The recipient needs Macadamia installed to claim the funds, though the token itself is just data; technically, any Cashu-compatible wallet could redeem it.

The Privacy Model and Its Limits

Macadamia's privacy advantage comes with important nuances worth understanding.

On the positive side, transactions are genuinely unlinkable at the protocol level. The blind signature scheme means the mint signs tokens without knowing who requested them. When someone redeems a token, the mint can verify it's valid without knowing who originally owned it.

The limitation is custodial risk. Your ecash tokens are IOUs from the mint, backed by Bitcoin held in the mint's Lightning channels. If the mint disappears or refuses redemptions, you lose your funds. This isn't theoretical; it's the fundamental trust model of ecash systems.

For this reason, Macadamia makes more sense for everyday micropayments than for storing significant value. Think splitting dinner, tipping content creators, or sending a few thousand sats to a friend, not holding your savings.

Why This Became Possible in 2025

Apple historically restricted iOS apps from linking to external cryptocurrency payment systems. A U.S. court ruling in May 2025 changed this, requiring Apple to allow such integrations. This created the opening for Macadamia's iMessage extension to exist.

The app has continued development since then. Version 0.7.0 added support for LNURL and Lightning Addresses, expanding how users can receive funds. As of late 2025, the App Store listing showed a 5.0 rating from 57 reviews, though the small review count reflects that this remains early-stage software.

Practical Considerations

Some things to keep in mind before relying on Macadamia for payments:

Start small. This is beta software using a relatively new protocol. The developers themselves recommend treating it as experimental.

Understand the custody situation. You're trusting the mint with your funds. Research any mint you connect to, or stick with well-known options.

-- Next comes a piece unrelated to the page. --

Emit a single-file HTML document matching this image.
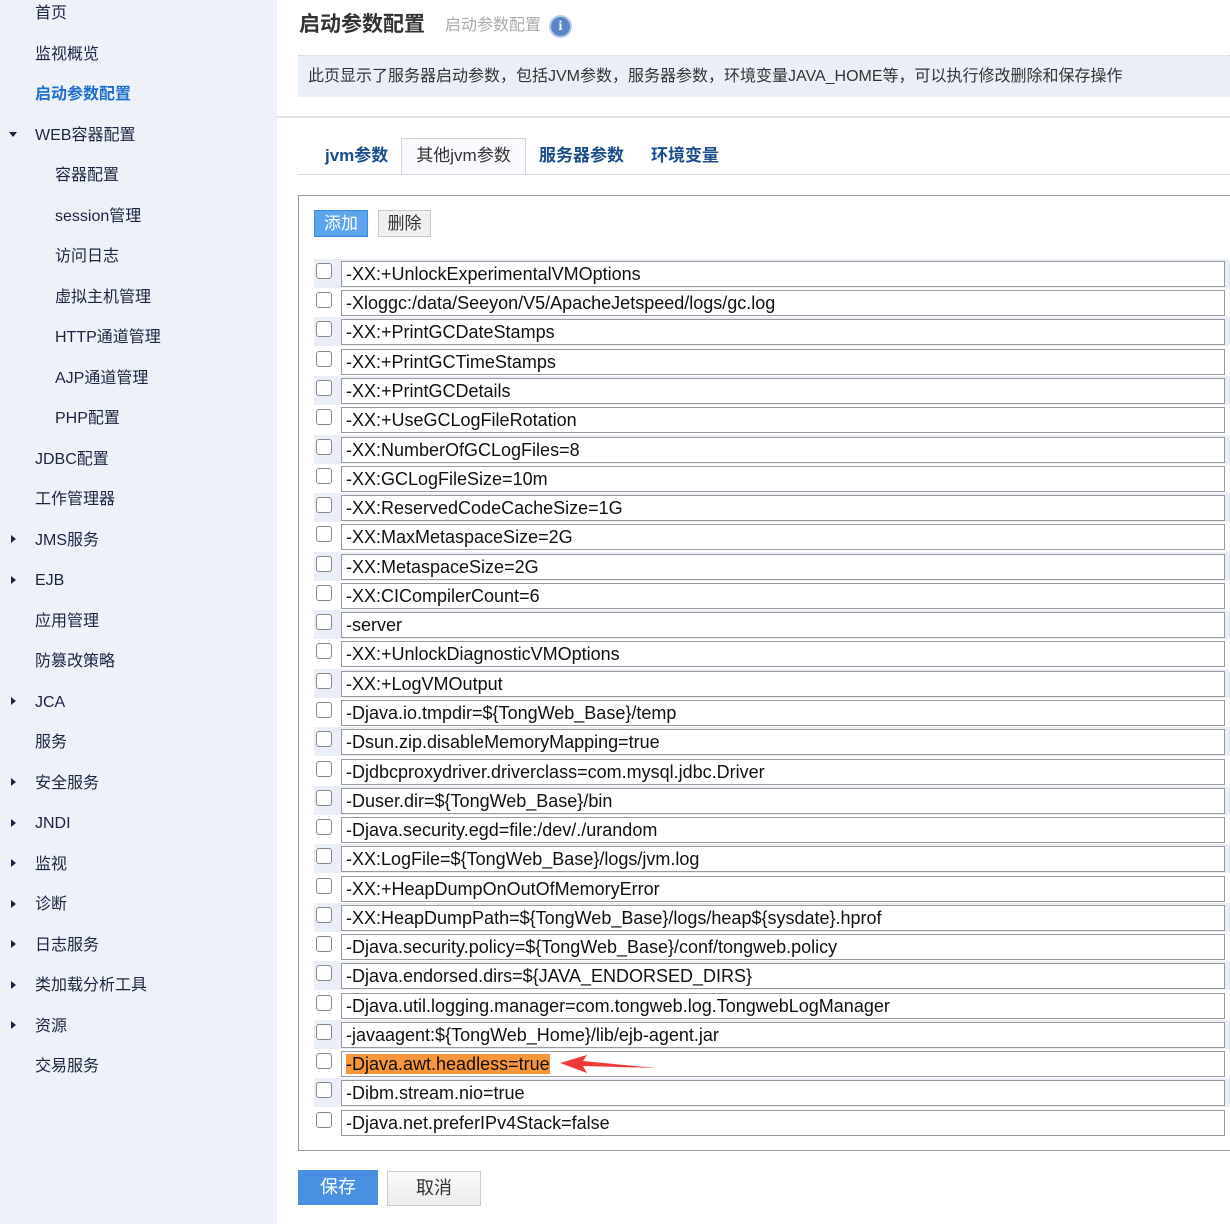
<!DOCTYPE html>
<html><head><meta charset="utf-8">
<style>
*{margin:0;padding:0;box-sizing:border-box}
body{width:1230px;height:1224px;position:relative;background:#fff;font-family:"Liberation Sans","Noto Sans CJK SC",sans-serif;overflow:hidden}
#side{position:absolute;left:0;top:0;width:277px;height:1224px;background:#eef1f7}
#side .in2{position:absolute;left:0;top:2px;width:277px;height:1222px}
.si{position:absolute;font-size:16px;color:#1b2540;line-height:20px;white-space:nowrap}
.tri{position:absolute;left:11px;width:0;height:0}
.tr{border-top:4px solid transparent;border-bottom:4px solid transparent;border-left:5px solid #1b2540}
.td{border-left:4px solid transparent;border-right:4px solid transparent;border-top:5px solid #1b2540;left:9px}
.a{position:absolute}
#rows{position:absolute;left:0;top:1px;width:1230px;height:1224px}
.row{position:absolute;left:314px;width:916px;height:29px}
.row.o{background:#e9eef7}
.cb{position:absolute;left:2px;top:4px;width:16px;height:16px;border:1px solid #8a8a8a;border-radius:3px;background:#fff}
.in{position:absolute;left:27px;top:2px;width:884px;height:26px;border:1px solid #999;background:#fff;font-size:18px;line-height:24px;padding-left:4px;color:#111;white-space:nowrap}
.tab{position:absolute;top:138px;height:36px;font-size:17px;font-weight:bold;color:#1a4d8a;line-height:36px}
</style></head><body>
<div id="side"><div class="in2">
<div class="si" style="left:35px;top:2px">首页</div>
<div class="si" style="left:35px;top:43px">监视概览</div>
<div class="si" style="left:35px;top:83px;color:#1f6fd0;font-weight:bold">启动参数配置</div>
<div class="tri td" style="top:130px"></div><div class="si" style="left:35px;top:124px">WEB容器配置</div>
<div class="si" style="left:55px;top:164px">容器配置</div>
<div class="si" style="left:55px;top:205px">session管理</div>
<div class="si" style="left:55px;top:245px">访问日志</div>
<div class="si" style="left:55px;top:286px">虚拟主机管理</div>
<div class="si" style="left:55px;top:326px">HTTP通道管理</div>
<div class="si" style="left:55px;top:367px">AJP通道管理</div>
<div class="si" style="left:55px;top:407px">PHP配置</div>
<div class="si" style="left:35px;top:448px">JDBC配置</div>
<div class="si" style="left:35px;top:488px">工作管理器</div>
<div class="tri tr" style="top:533px"></div><div class="si" style="left:35px;top:529px">JMS服务</div>
<div class="tri tr" style="top:574px"></div><div class="si" style="left:35px;top:569px">EJB</div>
<div class="si" style="left:35px;top:610px">应用管理</div>
<div class="si" style="left:35px;top:650px">防篡改策略</div>
<div class="tri tr" style="top:695px"></div><div class="si" style="left:35px;top:691px">JCA</div>
<div class="si" style="left:35px;top:731px">服务</div>
<div class="tri tr" style="top:776px"></div><div class="si" style="left:35px;top:772px">安全服务</div>
<div class="tri tr" style="top:817px"></div><div class="si" style="left:35px;top:812px">JNDI</div>
<div class="tri tr" style="top:857px"></div><div class="si" style="left:35px;top:853px">监视</div>
<div class="tri tr" style="top:898px"></div><div class="si" style="left:35px;top:893px">诊断</div>
<div class="tri tr" style="top:938px"></div><div class="si" style="left:35px;top:934px">日志服务</div>
<div class="tri tr" style="top:979px"></div><div class="si" style="left:35px;top:974px">类加载分析工具</div>
<div class="tri tr" style="top:1019px"></div><div class="si" style="left:35px;top:1015px">资源</div>
<div class="si" style="left:35px;top:1055px">交易服务</div>
</div></div>

<div class="a" style="left:299px;top:12px;font-size:21px;font-weight:bold;color:#333;line-height:26px">启动参数配置</div>
<div class="a" style="left:445px;top:16px;font-size:16px;color:#aaa;line-height:20px">启动参数配置</div>
<div class="a" style="left:549px;top:15px;width:23px;height:23px;border-radius:50%;background:#5b86c6;border:2px solid #b9cbe6;color:#fff;font:bold 14px 'Liberation Serif',serif;text-align:center;line-height:19px">i</div>
<div class="a" style="left:298px;top:55px;width:932px;height:42px;background:#e9eef7;border-top:1px dotted #cfd6e2;font-size:16px;color:#333;line-height:42px;padding-left:10px">此页显示了服务器启动参数，包括JVM参数，服务器参数，环境变量JAVA_HOME等，可以执行修改删除和保存操作</div>
<div class="a" style="left:277px;top:116px;width:953px;height:2px;background:#e2e2e2"></div>

<div class="tab" style="left:325px">jvm参数</div>
<div class="tab" style="left:401px;width:125px;border:1px solid #d4d4d4;border-bottom:none;background:#f8fafd;color:#333;text-align:center;font-weight:normal;line-height:34px">其他jvm参数</div>
<div class="tab" style="left:539px">服务器参数</div>
<div class="tab" style="left:651px">环境变量</div>
<div class="a" style="left:298px;top:174px;width:932px;height:1px;background:#d8d8d8"></div>

<div class="a" style="left:298px;top:195px;width:940px;height:956px;border:1px solid #999"></div>
<div class="a" style="left:314px;top:210px;width:54px;height:27px;background:#5aa5ee;border:1px solid #3d8be0;color:#fff;font-size:17px;text-align:center;line-height:25px">添加</div>
<div class="a" style="left:378px;top:210px;width:53px;height:27px;background:#f0f0f0;border:1px solid #c8c8c8;color:#333;font-size:17px;text-align:center;line-height:25px">删除</div>

<div id="rows">
<div class="row o" style="top:258px"><div class="cb"></div><div class="in">-XX:+UnlockExperimentalVMOptions</div></div>
<div class="row" style="top:287px"><div class="cb"></div><div class="in">-Xloggc:/data/Seeyon/V5/ApacheJetspeed/logs/gc.log</div></div>
<div class="row o" style="top:316px"><div class="cb"></div><div class="in">-XX:+PrintGCDateStamps</div></div>
<div class="row" style="top:346px"><div class="cb"></div><div class="in">-XX:+PrintGCTimeStamps</div></div>
<div class="row o" style="top:375px"><div class="cb"></div><div class="in">-XX:+PrintGCDetails</div></div>
<div class="row" style="top:404px"><div class="cb"></div><div class="in">-XX:+UseGCLogFileRotation</div></div>
<div class="row o" style="top:434px"><div class="cb"></div><div class="in">-XX:NumberOfGCLogFiles=8</div></div>
<div class="row" style="top:463px"><div class="cb"></div><div class="in">-XX:GCLogFileSize=10m</div></div>
<div class="row o" style="top:492px"><div class="cb"></div><div class="in">-XX:ReservedCodeCacheSize=1G</div></div>
<div class="row" style="top:521px"><div class="cb"></div><div class="in">-XX:MaxMetaspaceSize=2G</div></div>
<div class="row o" style="top:551px"><div class="cb"></div><div class="in">-XX:MetaspaceSize=2G</div></div>
<div class="row" style="top:580px"><div class="cb"></div><div class="in">-XX:CICompilerCount=6</div></div>
<div class="row o" style="top:609px"><div class="cb"></div><div class="in">-server</div></div>
<div class="row" style="top:638px"><div class="cb"></div><div class="in">-XX:+UnlockDiagnosticVMOptions</div></div>
<div class="row o" style="top:668px"><div class="cb"></div><div class="in">-XX:+LogVMOutput</div></div>
<div class="row" style="top:697px"><div class="cb"></div><div class="in">-Djava.io.tmpdir=${TongWeb_Base}/temp</div></div>
<div class="row o" style="top:726px"><div class="cb"></div><div class="in">-Dsun.zip.disableMemoryMapping=true</div></div>
<div class="row" style="top:756px"><div class="cb"></div><div class="in">-Djdbcproxydriver.driverclass=com.mysql.jdbc.Driver</div></div>
<div class="row o" style="top:785px"><div class="cb"></div><div class="in">-Duser.dir=${TongWeb_Base}/bin</div></div>
<div class="row" style="top:814px"><div class="cb"></div><div class="in">-Djava.security.egd=file:/dev/./urandom</div></div>
<div class="row o" style="top:843px"><div class="cb"></div><div class="in">-XX:LogFile=${TongWeb_Base}/logs/jvm.log</div></div>
<div class="row" style="top:873px"><div class="cb"></div><div class="in">-XX:+HeapDumpOnOutOfMemoryError</div></div>
<div class="row o" style="top:902px"><div class="cb"></div><div class="in">-XX:HeapDumpPath=${TongWeb_Base}/logs/heap${sysdate}.hprof</div></div>
<div class="row" style="top:931px"><div class="cb"></div><div class="in">-Djava.security.policy=${TongWeb_Base}/conf/tongweb.policy</div></div>
<div class="row o" style="top:960px"><div class="cb"></div><div class="in">-Djava.endorsed.dirs=${JAVA_ENDORSED_DIRS}</div></div>
<div class="row" style="top:990px"><div class="cb"></div><div class="in">-Djava.util.logging.manager=com.tongweb.log.TongwebLogManager</div></div>
<div class="row o" style="top:1019px"><div class="cb"></div><div class="in">-javaagent:${TongWeb_Home}/lib/ejb-agent.jar</div></div>
<div class="row" style="top:1048px"><div class="cb"></div><div class="in"><span style="background:#f7963a">-Djava.awt.headless=true</span></div></div>
<div class="row o" style="top:1077px"><div class="cb"></div><div class="in">-Dibm.stream.nio=true</div></div>
<div class="row" style="top:1107px"><div class="cb"></div><div class="in">-Djava.net.preferIPv4Stack=false</div></div>
</div>

<svg class="a" style="left:0;top:0" width="1230" height="1224"><polygon points="560,1063 587,1055 583,1061 656,1068 583,1066 587,1073" fill="#f03a3a"/></svg>

<div class="a" style="left:298px;top:1170px;width:80px;height:35px;background:#4a90e2;color:#fff;font-size:18px;text-align:center;line-height:35px">保存</div>
<div class="a" style="left:387px;top:1171px;width:94px;height:35px;background:linear-gradient(#fafafa,#ececec);border:1px solid #ccc;color:#333;font-size:18px;text-align:center;line-height:33px">取消</div>
</body></html>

Recipients need the app. Unlike scanning a QR code, iMessage payments require the other person to have Macadamia installed to claim funds easily.

It's not a replacement for self-custody. For serious amounts, nothing beats holding your own keys on a hardware wallet. Macadamia serves a different purpose: convenient, private small payments.

Where This Fits in the Bitcoin Privacy Landscape

Bitcoin's transparency is a feature for some use cases and a bug for others. On-chain transactions provide auditability; ecash provides deniability. Neither is universally better.

Macadamia represents one point on a spectrum of privacy tools. Compared to using a standard Lightning wallet, it offers stronger sender-receiver unlinkability. Compared to on-chain CoinJoin transactions, it's faster and cheaper but involves custodial trust. Compared to simply not using Bitcoin, well, it lets you use Bitcoin.

For iPhone users who want to casually send Bitcoin to friends without creating a permanent public record, Macadamia offers a genuinely useful option. Just go in with clear eyes about what you're trusting and why.